'As part of the 11th Five Year Plan on Energy Development, China plans to reduce the energy consumption of residential and public buildings by 65% by 2020'
As one of the most rapidly developing economies and the second largest energy consumer globally, China's energy policies have a significant impact on global energy supply and the environment. As a result of its rapid growth, China now accounts for 78% of net increase in world coal consumption. However, renewable energy is being rapidly researched and implemented, with strong increases in hydroelectric power and the fastest growing non-OECD regional market for wind power.
With the world's largest construction market, China is home to half of the new buildings built around the world every year. The nation spends up to 45% of its total energy on the manufacture and transport of building materials, construction of homes and offices, and on heating and cooling. If the current rate of construction continues, it will be impossible for China to provide enough energy to operate all of these buildings properly, without a combination of energy conservation measures and renewable energy infrastructure. This rate of growth also means that by 2015, half of all the buildings in China will be less than 15 years old, in stark contrast to the situation in Europe, where most of the dwelling stock is already in existence. However, the energy standards for these new buildings are far behind in terms of European standards – four times more energy is required per m2 for heating and cooling in China compared to Europe.
Completed in 2009 by Steven Holl Architects, the Linked Hybrid is a mixed-use development with eight towers and 664 apartments. It also includes public green space, commercial zones, a hotel, cinema and Montessori school.
Strong design has been counterbalanced by sustainable elements, including 644 geothermal wells, extending 100m below the development, making it one of the largest green residential projects in the world, and one of the largest geothermal systems globally. The wells provide heating and cooling, and the complex requires no boilers or electrical air conditioners. Water in the whole project is recycled, with a central pond that recycles 11,000 cubic feet of grey water each day for flushing toilets and for irrigating the landscape and green roofs. The exterior includes window louvers and low-e coated glass for solar gain and heat control, as well as a high-performance building envelope and an integrated slab heating and cooling system. As a result of the development's mass scale and sustainable credentials, Linked Hybrid is certified LEED Gold and has won numerous awards, including the AIA New York Chapter Sustainable Design Award 2008.
The Chinese government has promoted energy-efficient technologies in buildings as a strategy for easing effects of the energy crisis. As part of the 11th Five Year Plan on Energy Development, China plans to reduce the energy consumption of residential and public buildings by 65% by 2020 through the technical reform of heat-supply systems, renewed efforts in promoting building energy efficiency technology and the renovation of existing buildings in the cold northern regions.

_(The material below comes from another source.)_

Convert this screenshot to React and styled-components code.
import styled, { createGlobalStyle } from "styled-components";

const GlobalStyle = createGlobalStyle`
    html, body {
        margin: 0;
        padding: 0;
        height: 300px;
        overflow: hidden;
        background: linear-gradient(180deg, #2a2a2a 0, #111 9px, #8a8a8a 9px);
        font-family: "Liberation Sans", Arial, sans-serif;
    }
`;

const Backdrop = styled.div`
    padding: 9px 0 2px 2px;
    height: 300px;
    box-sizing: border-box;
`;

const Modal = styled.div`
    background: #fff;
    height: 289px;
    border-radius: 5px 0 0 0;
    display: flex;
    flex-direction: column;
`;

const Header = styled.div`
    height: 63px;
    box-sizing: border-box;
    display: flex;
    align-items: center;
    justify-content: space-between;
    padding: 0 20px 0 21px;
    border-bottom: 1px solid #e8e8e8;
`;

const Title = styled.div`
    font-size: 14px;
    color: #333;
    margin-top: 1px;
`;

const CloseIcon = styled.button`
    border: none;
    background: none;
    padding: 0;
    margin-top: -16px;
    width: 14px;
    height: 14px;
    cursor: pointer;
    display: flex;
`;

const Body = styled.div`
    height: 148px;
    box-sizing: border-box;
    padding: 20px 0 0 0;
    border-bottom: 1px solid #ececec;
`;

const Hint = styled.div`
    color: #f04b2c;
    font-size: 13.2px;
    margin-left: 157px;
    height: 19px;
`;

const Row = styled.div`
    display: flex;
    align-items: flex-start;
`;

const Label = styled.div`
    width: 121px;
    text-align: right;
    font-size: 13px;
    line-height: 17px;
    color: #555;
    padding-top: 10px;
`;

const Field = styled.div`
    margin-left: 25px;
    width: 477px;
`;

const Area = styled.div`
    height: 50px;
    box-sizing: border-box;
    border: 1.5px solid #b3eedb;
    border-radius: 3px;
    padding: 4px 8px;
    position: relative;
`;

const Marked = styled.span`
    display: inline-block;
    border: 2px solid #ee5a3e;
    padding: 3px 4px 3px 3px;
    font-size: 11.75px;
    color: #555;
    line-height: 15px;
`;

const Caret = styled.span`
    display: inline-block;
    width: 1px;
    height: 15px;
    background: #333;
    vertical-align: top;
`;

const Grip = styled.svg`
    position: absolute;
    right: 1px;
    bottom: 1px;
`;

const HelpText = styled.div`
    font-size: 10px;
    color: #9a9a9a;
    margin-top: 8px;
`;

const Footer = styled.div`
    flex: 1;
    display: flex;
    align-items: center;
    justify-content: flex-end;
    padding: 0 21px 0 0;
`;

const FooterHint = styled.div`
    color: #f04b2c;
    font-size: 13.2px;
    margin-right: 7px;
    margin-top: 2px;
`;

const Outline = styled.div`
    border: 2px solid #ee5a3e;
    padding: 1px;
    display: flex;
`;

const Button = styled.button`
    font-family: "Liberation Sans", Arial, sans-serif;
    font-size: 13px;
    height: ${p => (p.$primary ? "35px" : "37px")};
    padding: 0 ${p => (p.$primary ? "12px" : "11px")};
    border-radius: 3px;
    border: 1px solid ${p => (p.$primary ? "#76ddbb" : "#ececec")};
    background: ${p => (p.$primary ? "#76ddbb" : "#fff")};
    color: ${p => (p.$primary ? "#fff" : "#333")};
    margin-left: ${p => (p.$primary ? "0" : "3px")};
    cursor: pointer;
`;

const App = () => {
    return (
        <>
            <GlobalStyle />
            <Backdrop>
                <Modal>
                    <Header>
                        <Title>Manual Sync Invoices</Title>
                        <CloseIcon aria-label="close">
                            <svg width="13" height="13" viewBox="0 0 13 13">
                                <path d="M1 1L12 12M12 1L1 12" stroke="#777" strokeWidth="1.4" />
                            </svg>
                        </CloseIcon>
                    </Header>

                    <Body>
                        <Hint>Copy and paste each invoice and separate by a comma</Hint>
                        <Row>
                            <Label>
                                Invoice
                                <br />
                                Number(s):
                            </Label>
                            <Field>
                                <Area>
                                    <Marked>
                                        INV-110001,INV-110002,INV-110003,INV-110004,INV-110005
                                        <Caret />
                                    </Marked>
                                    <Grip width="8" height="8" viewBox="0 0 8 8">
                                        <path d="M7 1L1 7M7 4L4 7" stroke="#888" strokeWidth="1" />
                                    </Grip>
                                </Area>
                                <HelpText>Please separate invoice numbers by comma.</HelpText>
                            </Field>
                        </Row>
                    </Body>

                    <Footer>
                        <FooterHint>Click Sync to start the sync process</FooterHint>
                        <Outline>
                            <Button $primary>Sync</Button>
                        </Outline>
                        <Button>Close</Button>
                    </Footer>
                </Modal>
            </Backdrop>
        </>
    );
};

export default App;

The drive for energy efficiency in China's residential sector was in response to severe summer power shortage due to the increased affordability and use of air-conditioning, which for many was representative of improved living standards. In response to this problem, an energy labelling system for air-conditioning units and refrigerators was introduced and became mandatory in 2005.
China's Ministry of Housing and Urban-Rural Development issues energy-saving codes for different building types in the country's four main climates. The codes largely focus on improving the building envelope through relatively high levels of insulation and high efficiency standards for heating, ventilation, and air conditioning (HVAC). The main environmental policy for housing is enacted through the Regional Energy Efficiency Codes for Residential Buildings which include requirements for three different climatic regions.
However, since 2005, only 5% of all new construction had met the standards. As a result, revised standards call for increased enforcement, with a goal of more than one-third of new buildings required to cut energy consumption by up to 50% (base year of 1980) by 2010. It remains unclear if this goal has been met. As outlined in the China Medium and Long Term Energy Conservation Plan 2004, the government has planned for all the new buildings to have reduced energy use (65%) by 2020.
China's Renewable Energy Law, implemented in 2006 and amended in 2009, designates renewable technologies as a priority area for energy development and research. It requires power grid operators to purchase renewable energy from registered producers or face hefty fines for failure to accommodate renewable sources of energy.
The same law also offers financial incentives, including a national fund, discounted lending, preferential loans with subsidised interest and tax benefits for renewable energy projects. The law aims to increase the use of solar and wind power in China to 10% in 2011, as well as increase biomass usage. Unlike other countries, incentives and subsidies to promote green technology are usually directed at power companies and manufacturers rather than at consumers.